• [SOURCE MATERIAL]:
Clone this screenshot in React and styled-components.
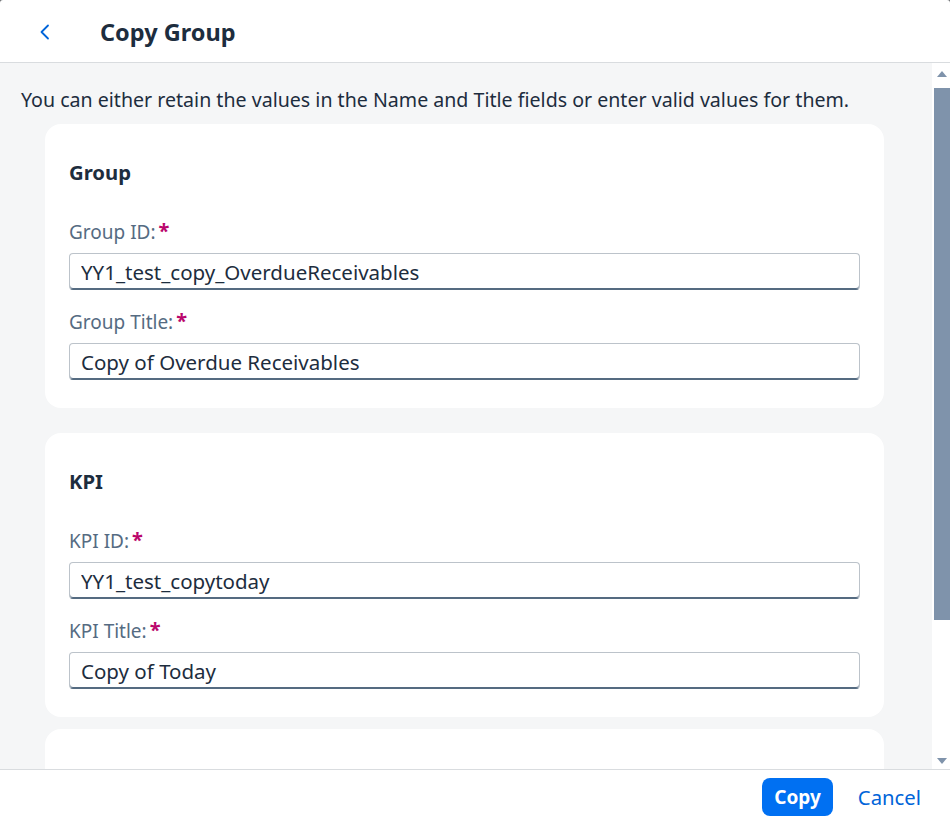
import styled, { createGlobalStyle } from "styled-components"

const GlobalStyle = createGlobalStyle`
    html, body {
        margin: 0;
        padding: 0;
        background: #6a6d70;
    }
    * {
        box-sizing: border-box;
    }
    body {
        font-family: "Noto Sans", "Open Sans", Arial, sans-serif;
        color: #1d2d3e;
    }
`

const Dialog = styled.div`
    display: flex;
    flex-direction: column;
    width: 950px;
    height: 824px;
    background-color: #fff;
    border-radius: 3px 3px 0 0;
    overflow: hidden;
`

const Header = styled.header`
    display: flex;
    align-items: center;
    height: 63px;
    flex-shrink: 0;
    padding-left: 29px;
    border-bottom: solid 1px #d9dcdf;
    box-shadow: 0 1px 2px rgba(0, 0, 0, 0.04);
`

const BackButton = styled.button`
    display: flex;
    align-items: center;
    justify-content: center;
    width: 32px;
    height: 32px;
    padding: 0;
    margin-top: 2px;
    border: none;
    background: transparent;
    color: #0064d9;
    cursor: pointer;
`

const Title = styled.h1`
    margin: 2px 0 0 39px;
    font-size: 23.5px;
    font-weight: 700;
    color: #1d2d3e;
`

const Body = styled.div`
    display: flex;
    flex: 1;
    min-height: 0;
`

const Content = styled.div`
    flex: 1;
    overflow: hidden;
    background-color: #f5f6f7;
    padding: 25px 48px 0 45px;
`

const Intro = styled.p`
    margin: 0 0 12px -24px;
    font-size: 19.6px;
    line-height: 24px;
    color: #1d2d3e;
    white-space: nowrap;
`

const Card = styled.section`
    display: flex;
    flex-direction: column;
    background-color: #fff;
    border-radius: 16px;
    padding: 36px 24px 28px;
    margin-bottom: ${(props) => props.$gap || "25px"};
    min-height: ${(props) => (props.$stub ? "120px" : "auto")};
`

const CardTitle = styled.h2`
    margin: 0 0 36px;
    font-size: 20.3px;
    line-height: 24px;
    font-weight: 700;
    color: #1d2d3e;
`

const Field = styled.div`
    display: flex;
    flex-direction: column;
    margin-top: ${(props) => (props.$first ? "0" : "20px")};
`

const Label = styled.label`
    display: flex;
    align-items: flex-start;
    font-size: 19px;
    line-height: 24px;
    color: #556b82;
    margin-bottom: 9px;
`

const Required = styled.span`
    color: #ba066c;
    font-weight: 700;
    margin-left: 3px;
    font-size: 20px;
    line-height: 22px;
`

const Input = styled.input`
    height: 37px;
    width: 100%;
    padding: 0 11px;
    border: solid 1px #bcc3ca;
    border-bottom-color: #556b81;
    border-radius: 4px;
    font-family: inherit;
    font-size: 20.5px;
    color: #1d2d3e;
    background: #fff;
    box-shadow: inset 0 -1px 0 #556b81;
    outline: none;
`

const Scrollbar = styled.div`
    display: flex;
    flex-direction: column;
    align-items: center;
    width: 18px;
    background-color: #fff;
    padding: 8px 0 5px 2px;
`

const Arrow = styled.div`
    width: 0;
    height: 0;
    border-left: 5px solid transparent;
    border-right: 5px solid transparent;
    border-bottom: ${(props) => (props.$down ? "0" : "6px solid #7f93ab")};
    border-top: ${(props) => (props.$down ? "6px solid #7f93ab" : "0")};
`

const Track = styled.div`
    flex: 1;
    width: 100%;
    padding: 11px 0 10px;
`

const Thumb = styled.div`
    width: 16px;
    height: 532px;
    background-color: #7f93ab;
`

const Footer = styled.footer`
    display: flex;
    align-items: center;
    justify-content: flex-end;
    gap: 13px;
    height: 55px;
    flex-shrink: 0;
    padding-right: 17px;
    border-top: solid 1px #d9dcdf;
`

const Button = styled.button`
    height: 38px;
    padding: 0 12px;
    border: none;
    border-radius: 8px;
    font-family: inherit;
    font-size: ${(props) => (props.$primary ? "19px" : "20.3px")};
    font-weight: ${(props) => (props.$primary ? 700 : 400)};
    color: ${(props) => (props.$primary ? "#fff" : "#0064d9")};
    background-color: ${(props) => (props.$primary ? "#0070f2" : "transparent")};
    cursor: pointer;
`

function FormField({ label, value, first }) {
    return (
        <Field $first={first}>
            <Label>
                {label}
                <Required>*</Required>
            </Label>
            <Input defaultValue={value} />
        </Field>
    )
}

function ChevronLeft() {
    return (
        <svg width="14" height="18" viewBox="0 0 14 18" fill="none">
            <path d="M10 2.5 L3.5 9 L10 15.5" stroke="currentColor" strokeWidth="1.8" strokeLinecap="round" strokeLinejoin="round" />
        </svg>
    )
}

export default function App() {
    return (
        <>
            <GlobalStyle />
            <Dialog>
                <Header>
                    <BackButton aria-label="Back">
                        <ChevronLeft />
                    </BackButton>
                    <Title>Copy Group</Title>
                </Header>

                <Body>
                    <Content>
                        <Intro>
                            You can either retain the values in the Name and Title fields or enter valid values for them.
                        </Intro>

                        <Card>
                            <CardTitle>Group</CardTitle>
                            <FormField first label="Group ID:" value="YY1_test_copy_OverdueReceivables" />
                            <FormField label="Group Title:" value="Copy of Overdue Receivables" />
                        </Card>

                        <Card $gap="12px">
                            <CardTitle>KPI</CardTitle>
                            <FormField first label="KPI ID:" value="YY1_test_copytoday" />
                            <FormField label="KPI Title:" value="Copy of Today" />
                        </Card>

                        <Card $stub />
                    </Content>

                    <Scrollbar>
                        <Arrow />
                        <Track>
                            <Thumb />
                        </Track>
                        <Arrow $down />
                    </Scrollbar>
                </Body>

                <Footer>
                    <Button $primary>Copy</Button>
                    <Button>Cancel</Button>
                </Footer>
            </Dialog>
        </>
    )
}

• [TASK GOAL]:
In the copy, include no pictures; restate the listing above exactly.

• [CORRECT OUTPUT]:
Clone this screenshot in React and styled-components.
import styled, { createGlobalStyle } from "styled-components"

const GlobalStyle = createGlobalStyle`
    html, body {
        margin: 0;
        padding: 0;
        background: #6a6d70;
    }
    * {
        box-sizing: border-box;
    }
    body {
        font-family: "Noto Sans", "Open Sans", Arial, sans-serif;
        color: #1d2d3e;
    }
`

const Dialog = styled.div`
    display: flex;
    flex-direction: column;
    width: 950px;
    height: 824px;
    background-color: #fff;
    border-radius: 3px 3px 0 0;
    overflow: hidden;
`

const Header = styled.header`
    display: flex;
    align-items: center;
    height: 63px;
    flex-shrink: 0;
    padding-left: 29px;
    border-bottom: solid 1px #d9dcdf;
    box-shadow: 0 1px 2px rgba(0, 0, 0, 0.04);
`

const BackButton = styled.button`
    display: flex;
    align-items: center;
    justify-content: center;
    width: 32px;
    height: 32px;
    padding: 0;
    margin-top: 2px;
    border: none;
    background: transparent;
    color: #0064d9;
    cursor: pointer;
`

const Title = styled.h1`
    margin: 2px 0 0 39px;
    font-size: 23.5px;
    font-weight: 700;
    color: #1d2d3e;
`

const Body = styled.div`
    display: flex;
    flex: 1;
    min-height: 0;
`

const Content = styled.div`
    flex: 1;
    overflow: hidden;
    background-color: #f5f6f7;
    padding: 25px 48px 0 45px;
`

const Intro = styled.p`
    margin: 0 0 12px -24px;
    font-size: 19.6px;
    line-height: 24px;
    color: #1d2d3e;
    white-space: nowrap;
`

const Card = styled.section`
    display: flex;
    flex-direction: column;
    background-color: #fff;
    border-radius: 16px;
    padding: 36px 24px 28px;
    margin-bottom: ${(props) => props.$gap || "25px"};
    min-height: ${(props) => (props.$stub ? "120px" : "auto")};
`

const CardTitle = styled.h2`
    margin: 0 0 36px;
    font-size: 20.3px;
    line-height: 24px;
    font-weight: 700;
    color: #1d2d3e;
`

const Field = styled.div`
    display: flex;
    flex-direction: column;
    margin-top: ${(props) => (props.$first ? "0" : "20px")};
`

const Label = styled.label`
    display: flex;
    align-items: flex-start;
    font-size: 19px;
    line-height: 24px;
    color: #556b82;
    margin-bottom: 9px;
`

const Required = styled.span`
    color: #ba066c;
    font-weight: 700;
    margin-left: 3px;
    font-size: 20px;
    line-height: 22px;
`

const Input = styled.input`
    height: 37px;
    width: 100%;
    padding: 0 11px;
    border: solid 1px #bcc3ca;
    border-bottom-color: #556b81;
    border-radius: 4px;
    font-family: inherit;
    font-size: 20.5px;
    color: #1d2d3e;
    background: #fff;
    box-shadow: inset 0 -1px 0 #556b81;
    outline: none;
`

const Scrollbar = styled.div`
    display: flex;
    flex-direction: column;
    align-items: center;
    width: 18px;
    background-color: #fff;
    padding: 8px 0 5px 2px;
`

const Arrow = styled.div`
    width: 0;
    height: 0;
    border-left: 5px solid transparent;
    border-right: 5px solid transparent;
    border-bottom: ${(props) => (props.$down ? "0" : "6px solid #7f93ab")};
    border-top: ${(props) => (props.$down ? "6px solid #7f93ab" : "0")};
`

const Track = styled.div`
    flex: 1;
    width: 100%;
    padding: 11px 0 10px;
`

const Thumb = styled.div`
    width: 16px;
    height: 532px;
    background-color: #7f93ab;
`

const Footer = styled.footer`
    display: flex;
    align-items: center;
    justify-content: flex-end;
    gap: 13px;
    height: 55px;
    flex-shrink: 0;
    padding-right: 17px;
    border-top: solid 1px #d9dcdf;
`

const Button = styled.button`
    height: 38px;
    padding: 0 12px;
    border: none;
    border-radius: 8px;
    font-family: inherit;
    font-size: ${(props) => (props.$primary ? "19px" : "20.3px")};
    font-weight: ${(props) => (props.$primary ? 700 : 400)};
    color: ${(props) => (props.$primary ? "#fff" : "#0064d9")};
    background-color: ${(props) => (props.$primary ? "#0070f2" : "transparent")};
    cursor: pointer;
`

function FormField({ label, value, first }) {
    return (
        <Field $first={first}>
            <Label>
                {label}
                <Required>*</Required>
            </Label>
            <Input defaultValue={value} />
        </Field>
    )
}

function ChevronLeft() {
    return (
        <svg width="14" height="18" viewBox="0 0 14 18" fill="none">
            <path d="M10 2.5 L3.5 9 L10 15.5" stroke="currentColor" strokeWidth="1.8" strokeLinecap="round" strokeLinejoin="round" />
        </svg>
    )
}

export default function App() {
    return (
        <>
            <GlobalStyle />
            <Dialog>
                <Header>
                    <BackButton aria-label="Back">
                        <ChevronLeft />
                    </BackButton>
                    <Title>Copy Group</Title>
                </Header>

                <Body>
                    <Content>
                        <Intro>
                            You can either retain the values in the Name and Title fields or enter valid values for them.
                        </Intro>

                        <Card>
                            <CardTitle>Group</CardTitle>
                            <FormField first label="Group ID:" value="YY1_test_copy_OverdueReceivables" />
                            <FormField label="Group Title:" value="Copy of Overdue Receivables" />
                        </Card>

                        <Card $gap="12px">
                            <CardTitle>KPI</CardTitle>
                            <FormField first label="KPI ID:" value="YY1_test_copytoday" />
                            <FormField label="KPI Title:" value="Copy of Today" />
                        </Card>

                        <Card $stub />
                    </Content>

                    <Scrollbar>
                        <Arrow />
                        <Track>
                            <Thumb />
                        </Track>
                        <Arrow $down />
                    </Scrollbar>
                </Body>

                <Footer>
                    <Button $primary>Copy</Button>
                    <Button>Cancel</Button>
                </Footer>
            </Dialog>
        </>
    )
}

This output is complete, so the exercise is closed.